::: Source excerpt

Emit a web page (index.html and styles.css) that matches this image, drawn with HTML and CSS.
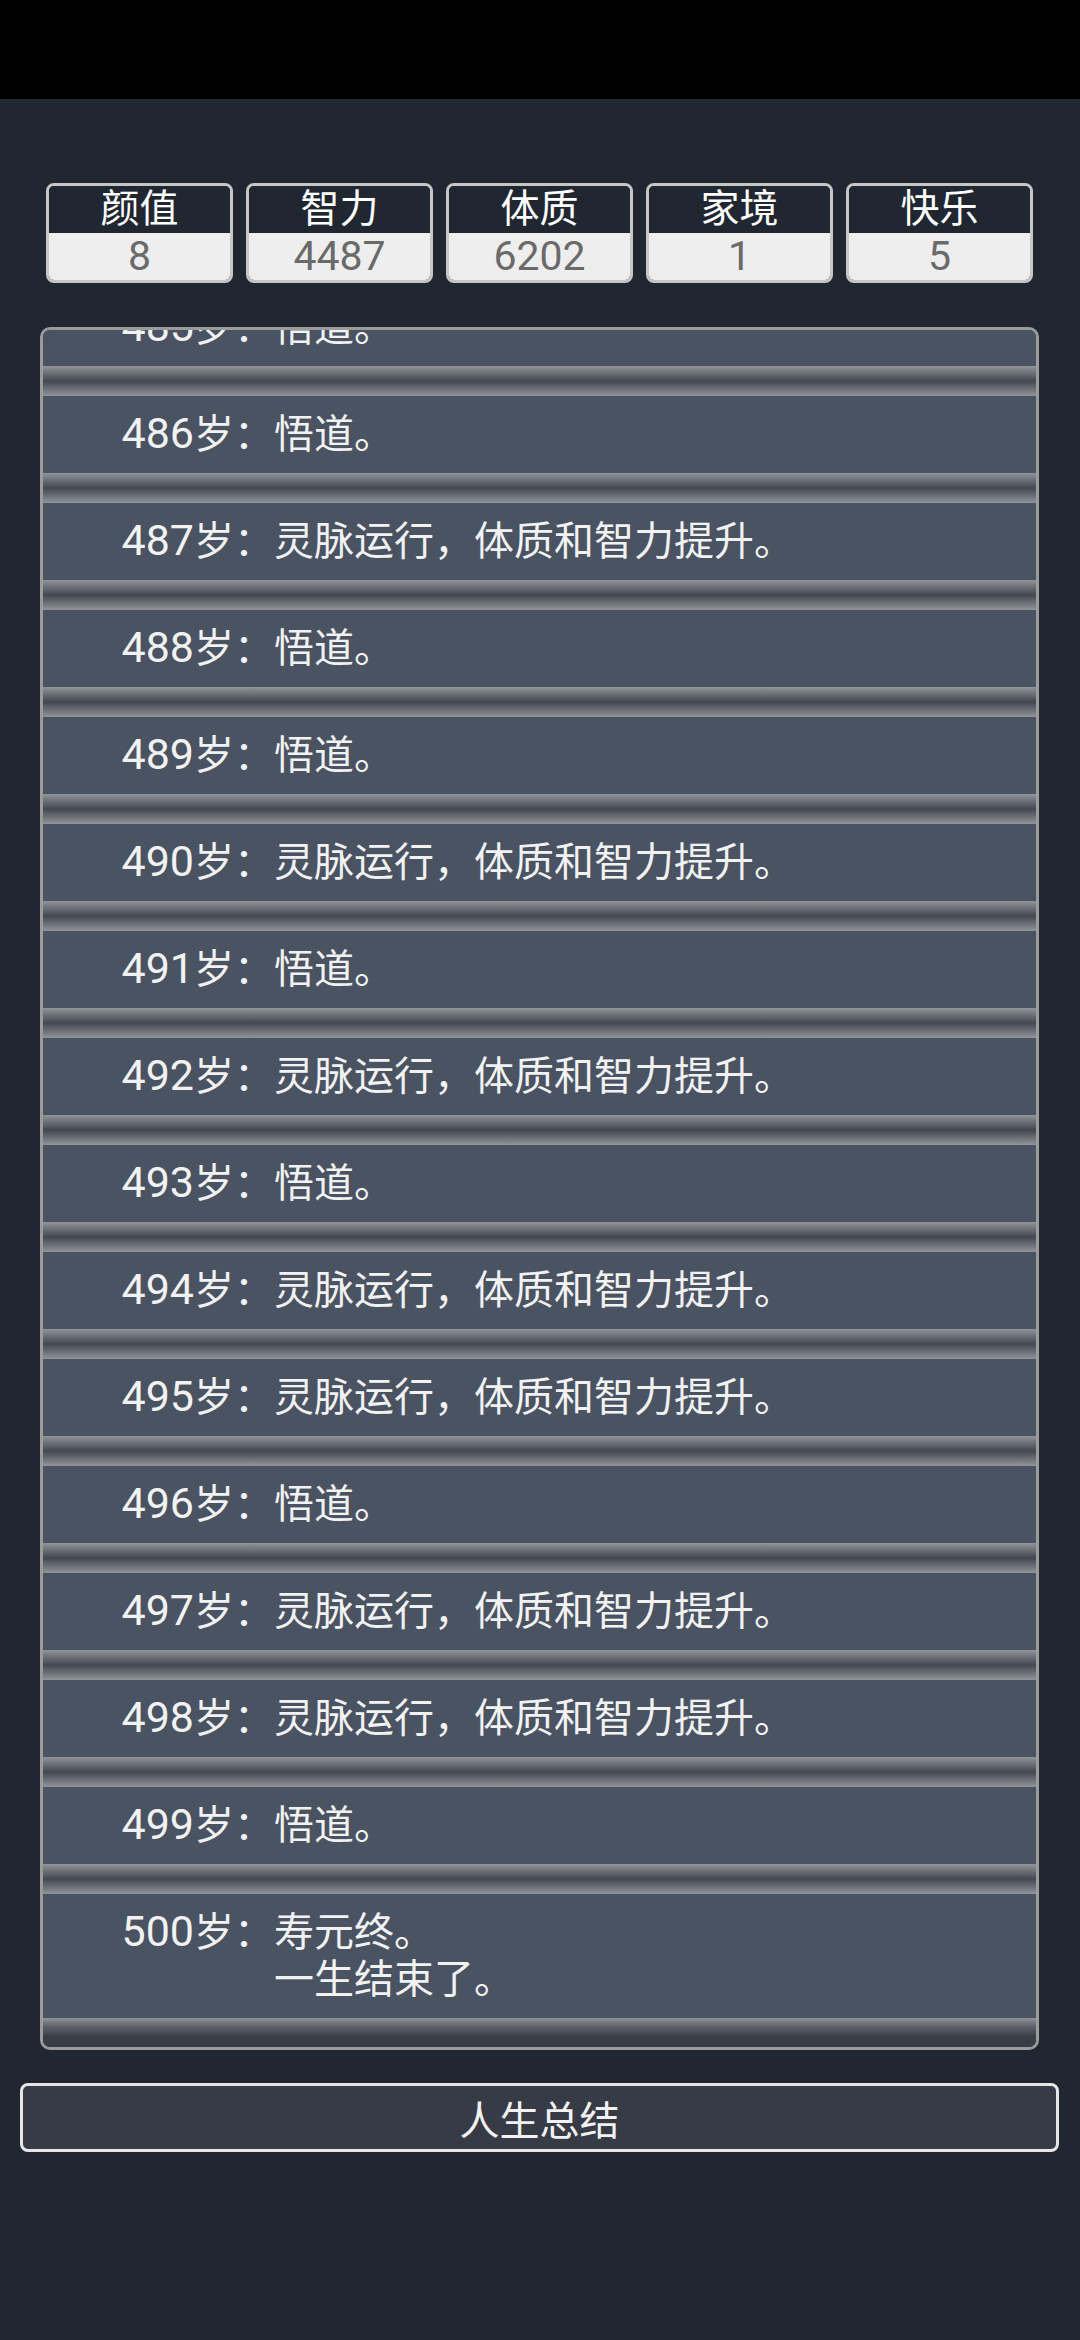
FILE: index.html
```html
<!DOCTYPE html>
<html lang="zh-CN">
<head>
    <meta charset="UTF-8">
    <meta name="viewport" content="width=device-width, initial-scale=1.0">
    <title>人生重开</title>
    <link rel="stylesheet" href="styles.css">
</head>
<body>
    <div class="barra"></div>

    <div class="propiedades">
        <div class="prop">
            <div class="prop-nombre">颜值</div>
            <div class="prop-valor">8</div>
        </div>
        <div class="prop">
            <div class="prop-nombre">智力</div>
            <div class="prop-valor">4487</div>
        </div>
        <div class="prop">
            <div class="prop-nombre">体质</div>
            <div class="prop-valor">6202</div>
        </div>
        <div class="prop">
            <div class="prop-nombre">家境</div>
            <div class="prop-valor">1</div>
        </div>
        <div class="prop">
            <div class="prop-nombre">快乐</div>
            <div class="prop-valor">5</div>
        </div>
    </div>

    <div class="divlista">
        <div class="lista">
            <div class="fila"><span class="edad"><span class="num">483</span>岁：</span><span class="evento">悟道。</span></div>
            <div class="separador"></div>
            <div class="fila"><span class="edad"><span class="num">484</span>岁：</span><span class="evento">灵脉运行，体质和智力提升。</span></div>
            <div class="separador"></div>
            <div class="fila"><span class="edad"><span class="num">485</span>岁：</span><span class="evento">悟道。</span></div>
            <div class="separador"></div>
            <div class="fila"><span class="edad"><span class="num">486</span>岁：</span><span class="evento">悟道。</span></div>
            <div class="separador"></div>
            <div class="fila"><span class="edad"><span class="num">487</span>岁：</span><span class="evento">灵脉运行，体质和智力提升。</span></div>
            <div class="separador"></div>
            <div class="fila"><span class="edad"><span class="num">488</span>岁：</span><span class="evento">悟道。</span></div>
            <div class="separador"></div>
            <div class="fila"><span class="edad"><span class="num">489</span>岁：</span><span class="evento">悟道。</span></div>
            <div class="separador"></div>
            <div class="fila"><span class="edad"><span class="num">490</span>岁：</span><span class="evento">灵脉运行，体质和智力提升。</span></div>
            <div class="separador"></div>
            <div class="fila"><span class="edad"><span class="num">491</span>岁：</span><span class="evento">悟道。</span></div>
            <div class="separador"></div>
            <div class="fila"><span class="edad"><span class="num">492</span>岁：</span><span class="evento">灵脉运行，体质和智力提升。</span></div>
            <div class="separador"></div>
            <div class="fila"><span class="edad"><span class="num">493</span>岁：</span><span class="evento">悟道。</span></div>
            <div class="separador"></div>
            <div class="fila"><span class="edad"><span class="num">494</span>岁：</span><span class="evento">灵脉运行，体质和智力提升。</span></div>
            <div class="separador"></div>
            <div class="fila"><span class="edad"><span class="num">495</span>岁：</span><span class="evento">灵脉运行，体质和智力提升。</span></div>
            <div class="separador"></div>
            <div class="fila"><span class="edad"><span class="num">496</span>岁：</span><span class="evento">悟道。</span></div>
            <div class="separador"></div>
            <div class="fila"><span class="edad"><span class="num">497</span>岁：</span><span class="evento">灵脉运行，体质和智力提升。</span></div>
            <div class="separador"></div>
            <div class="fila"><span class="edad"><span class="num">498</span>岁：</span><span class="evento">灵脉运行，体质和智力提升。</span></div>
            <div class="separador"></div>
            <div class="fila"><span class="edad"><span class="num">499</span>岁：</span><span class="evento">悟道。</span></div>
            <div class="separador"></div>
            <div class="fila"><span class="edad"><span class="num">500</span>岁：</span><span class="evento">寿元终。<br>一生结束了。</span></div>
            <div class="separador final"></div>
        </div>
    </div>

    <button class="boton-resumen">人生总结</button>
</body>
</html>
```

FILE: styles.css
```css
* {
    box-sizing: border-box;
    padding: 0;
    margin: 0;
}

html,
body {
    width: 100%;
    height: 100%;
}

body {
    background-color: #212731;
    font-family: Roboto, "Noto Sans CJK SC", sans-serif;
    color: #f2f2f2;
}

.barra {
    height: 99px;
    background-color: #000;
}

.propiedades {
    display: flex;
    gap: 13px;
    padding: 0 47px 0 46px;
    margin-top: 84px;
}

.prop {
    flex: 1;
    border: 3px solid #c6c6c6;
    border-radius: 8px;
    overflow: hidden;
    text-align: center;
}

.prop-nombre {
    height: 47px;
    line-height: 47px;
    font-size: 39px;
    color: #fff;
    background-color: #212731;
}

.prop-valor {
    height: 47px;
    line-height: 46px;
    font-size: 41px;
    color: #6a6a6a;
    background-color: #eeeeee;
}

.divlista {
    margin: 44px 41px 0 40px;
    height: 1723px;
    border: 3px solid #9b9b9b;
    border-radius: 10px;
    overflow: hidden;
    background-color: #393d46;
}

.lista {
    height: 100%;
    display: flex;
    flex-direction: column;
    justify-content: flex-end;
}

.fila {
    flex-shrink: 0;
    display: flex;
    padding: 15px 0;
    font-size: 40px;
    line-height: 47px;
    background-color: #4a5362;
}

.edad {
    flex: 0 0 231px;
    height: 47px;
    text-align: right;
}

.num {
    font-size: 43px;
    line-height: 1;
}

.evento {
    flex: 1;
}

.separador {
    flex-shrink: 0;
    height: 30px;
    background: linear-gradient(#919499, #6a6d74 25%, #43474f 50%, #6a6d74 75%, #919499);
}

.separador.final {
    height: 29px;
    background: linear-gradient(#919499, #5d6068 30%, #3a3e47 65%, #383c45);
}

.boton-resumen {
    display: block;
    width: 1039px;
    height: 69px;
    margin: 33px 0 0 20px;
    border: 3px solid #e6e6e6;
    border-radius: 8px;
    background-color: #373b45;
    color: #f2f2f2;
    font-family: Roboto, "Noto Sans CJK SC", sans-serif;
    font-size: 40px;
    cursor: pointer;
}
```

::::::

● **Short task**: Leave out the pictures and restate everything else word for word.

● **Output of the exercise**:
Emit a web page (index.html and styles.css) that matches this image, drawn with HTML and CSS.
FILE: index.html
```html
<!DOCTYPE html>
<html lang="zh-CN">
<head>
    <meta charset="UTF-8">
    <meta name="viewport" content="width=device-width, initial-scale=1.0">
    <title>人生重开</title>
    <link rel="stylesheet" href="styles.css">
</head>
<body>
    <div class="barra"></div>

    <div class="propiedades">
        <div class="prop">
            <div class="prop-nombre">颜值</div>
            <div class="prop-valor">8</div>
        </div>
        <div class="prop">
            <div class="prop-nombre">智力</div>
            <div class="prop-valor">4487</div>
        </div>
        <div class="prop">
            <div class="prop-nombre">体质</div>
            <div class="prop-valor">6202</div>
        </div>
        <div class="prop">
            <div class="prop-nombre">家境</div>
            <div class="prop-valor">1</div>
        </div>
        <div class="prop">
            <div class="prop-nombre">快乐</div>
            <div class="prop-valor">5</div>
        </div>
    </div>

    <div class="divlista">
        <div class="lista">
            <div class="fila"><span class="edad"><span class="num">483</span>岁：</span><span class="evento">悟道。</span></div>
            <div class="separador"></div>
            <div class="fila"><span class="edad"><span class="num">484</span>岁：</span><span class="evento">灵脉运行，体质和智力提升。</span></div>
            <div class="separador"></div>
            <div class="fila"><span class="edad"><span class="num">485</span>岁：</span><span class="evento">悟道。</span></div>
            <div class="separador"></div>
            <div class="fila"><span class="edad"><span class="num">486</span>岁：</span><span class="evento">悟道。</span></div>
            <div class="separador"></div>
            <div class="fila"><span class="edad"><span class="num">487</span>岁：</span><span class="evento">灵脉运行，体质和智力提升。</span></div>
            <div class="separador"></div>
            <div class="fila"><span class="edad"><span class="num">488</span>岁：</span><span class="evento">悟道。</span></div>
            <div class="separador"></div>
            <div class="fila"><span class="edad"><span class="num">489</span>岁：</span><span class="evento">悟道。</span></div>
            <div class="separador"></div>
            <div class="fila"><span class="edad"><span class="num">490</span>岁：</span><span class="evento">灵脉运行，体质和智力提升。</span></div>
            <div class="separador"></div>
            <div class="fila"><span class="edad"><span class="num">491</span>岁：</span><span class="evento">悟道。</span></div>
            <div class="separador"></div>
            <div class="fila"><span class="edad"><span class="num">492</span>岁：</span><span class="evento">灵脉运行，体质和智力提升。</span></div>
            <div class="separador"></div>
            <div class="fila"><span class="edad"><span class="num">493</span>岁：</span><span class="evento">悟道。</span></div>
            <div class="separador"></div>
            <div class="fila"><span class="edad"><span class="num">494</span>岁：</span><span class="evento">灵脉运行，体质和智力提升。</span></div>
            <div class="separador"></div>
            <div class="fila"><span class="edad"><span class="num">495</span>岁：</span><span class="evento">灵脉运行，体质和智力提升。</span></div>
            <div class="separador"></div>
            <div class="fila"><span class="edad"><span class="num">496</span>岁：</span><span class="evento">悟道。</span></div>
            <div class="separador"></div>
            <div class="fila"><span class="edad"><span class="num">497</span>岁：</span><span class="evento">灵脉运行，体质和智力提升。</span></div>
            <div class="separador"></div>
            <div class="fila"><span class="edad"><span class="num">498</span>岁：</span><span class="evento">灵脉运行，体质和智力提升。</span></div>
            <div class="separador"></div>
            <div class="fila"><span class="edad"><span class="num">499</span>岁：</span><span class="evento">悟道。</span></div>
            <div class="separador"></div>
            <div class="fila"><span class="edad"><span class="num">500</span>岁：</span><span class="evento">寿元终。<br>一生结束了。</span></div>
            <div class="separador final"></div>
        </div>
    </div>

    <button class="boton-resumen">人生总结</button>
</body>
</html>
```

FILE: styles.css
```css
* {
    box-sizing: border-box;
    padding: 0;
    margin: 0;
}

html,
body {
    width: 100%;
    height: 100%;
}

body {
    background-color: #212731;
    font-family: Roboto, "Noto Sans CJK SC", sans-serif;
    color: #f2f2f2;
}

.barra {
    height: 99px;
    background-color: #000;
}

.propiedades {
    display: flex;
    gap: 13px;
    padding: 0 47px 0 46px;
    margin-top: 84px;
}

.prop {
    flex: 1;
    border: 3px solid #c6c6c6;
    border-radius: 8px;
    overflow: hidden;
    text-align: center;
}

.prop-nombre {
    height: 47px;
    line-height: 47px;
    font-size: 39px;
    color: #fff;
    background-color: #212731;
}

.prop-valor {
    height: 47px;
    line-height: 46px;
    font-size: 41px;
    color: #6a6a6a;
    background-color: #eeeeee;
}

.divlista {
    margin: 44px 41px 0 40px;
    height: 1723px;
    border: 3px solid #9b9b9b;
    border-radius: 10px;
    overflow: hidden;
    background-color: #393d46;
}

.lista {
    height: 100%;
    display: flex;
    flex-direction: column;
    justify-content: flex-end;
}

.fila {
    flex-shrink: 0;
    display: flex;
    padding: 15px 0;
    font-size: 40px;
    line-height: 47px;
    background-color: #4a5362;
}

.edad {
    flex: 0 0 231px;
    height: 47px;
    text-align: right;
}

.num {
    font-size: 43px;
    line-height: 1;
}

.evento {
    flex: 1;
}

.separador {
    flex-shrink: 0;
    height: 30px;
    background: linear-gradient(#919499, #6a6d74 25%, #43474f 50%, #6a6d74 75%, #919499);
}

.separador.final {
    height: 29px;
    background: linear-gradient(#919499, #5d6068 30%, #3a3e47 65%, #383c45);
}

.boton-resumen {
    display: block;
    width: 1039px;
    height: 69px;
    margin: 33px 0 0 20px;
    border: 3px solid #e6e6e6;
    border-radius: 8px;
    background-color: #373b45;
    color: #f2f2f2;
    font-family: Roboto, "Noto Sans CJK SC", sans-serif;
    font-size: 40px;
    cursor: pointer;
}
```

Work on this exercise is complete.